Hidrogênio não é uma fonte de energia, mas sim um vetor energético. Juntamente com a eletricidade, o hidrogênio poderá tornar mais eficientes e menos poluidores os sistemas de transporte coletivo nas grandes cidades e os sistemas de geração distribuída de energia elétrica. Para isso, entretanto, devem ser resolvidos alguns problemas fundamentais relativos à produção de hidrogênio em larga escala. Nisso, o Brasil beneficia-se de uma importantíssima vantagem relativa, que é a possibilidade de produzir hidrogênio por reforma de etanol, isto é, de forma renovável e não poluidora. Os Estados Unidos, o Japão e os países europeus produzem hidrogênio por reforma de carvão ou de gás natural, que são combustíveis fósseis e, portanto, poluidores e não renováveis. Na época do Proálcool, desenvolvemos tecnologia e acumulamos experiência para usar etanol na frota de veículos. Assim, a meu ver, seria estrategicamente mais interessante para o Brasil, voltar transitoriamente ao etanol, com o objetivo de ganhar tempo para desenvolver as tecnologias e infra-estruturas necessárias para o hidrogênio. Como o melhor caminho para se produzir hidrogênio em larga escala parece ser o da reforma do etanol, se voltássemos transitoriamente a este combustível, contornaríamos, de saída, os problemas do transporte e da estocagem de hidrogênio, que são os mais críticos. Bastaria transportar e estocar etanol e, para isso, já temos experiência.

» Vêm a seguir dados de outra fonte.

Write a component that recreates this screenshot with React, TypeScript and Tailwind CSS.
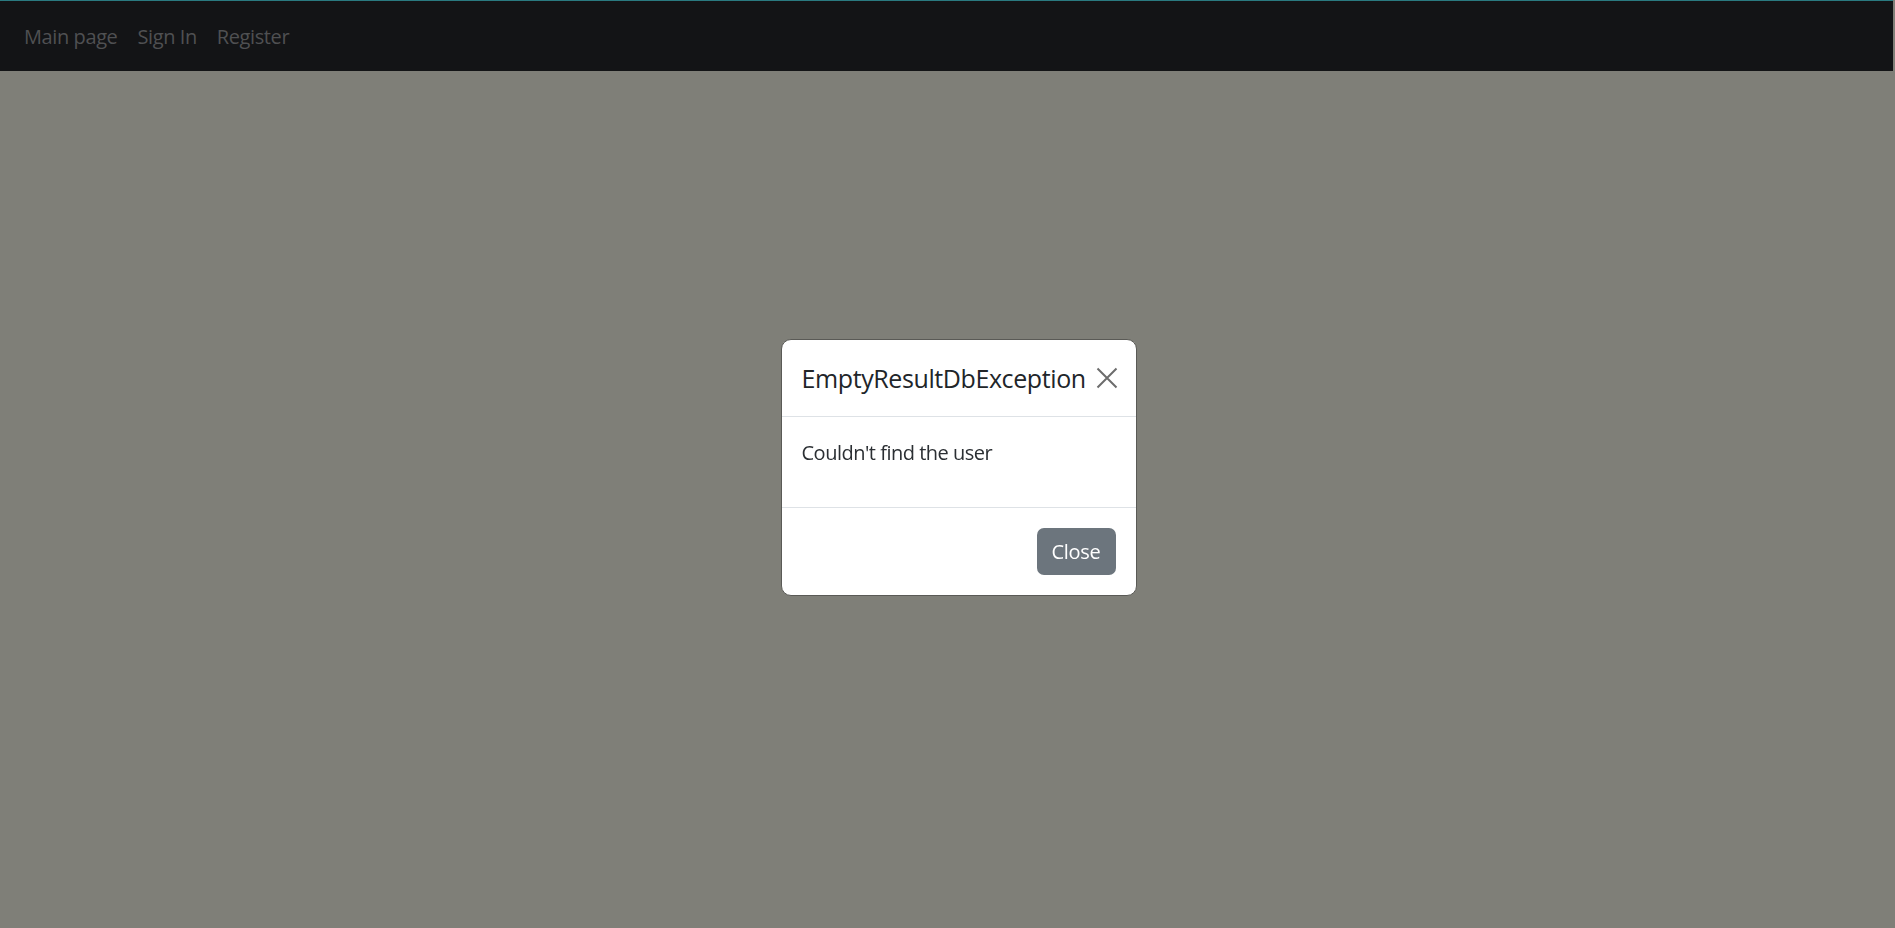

Temos agora que investir no desenvolvimento de tecnologias de produção de hidrogênio por reforma de etanol just in time, para alimentar células a combustível em veículos de transporte coletivo urbano e em sistemas de geração elétrica distribuída. Esta seria, em meu entender, a estratégia que convém ao Brasil. O mal é que ninguém por aqui está pensando em planejamento estratégico. Tudo é feito ao sabor das ‘forças do mercado’. E estas forças querem que compremos tecnologias estrangeiras para produzir etanol de gás natural e para fabricar células a combustível para usar em automóveis de passeio!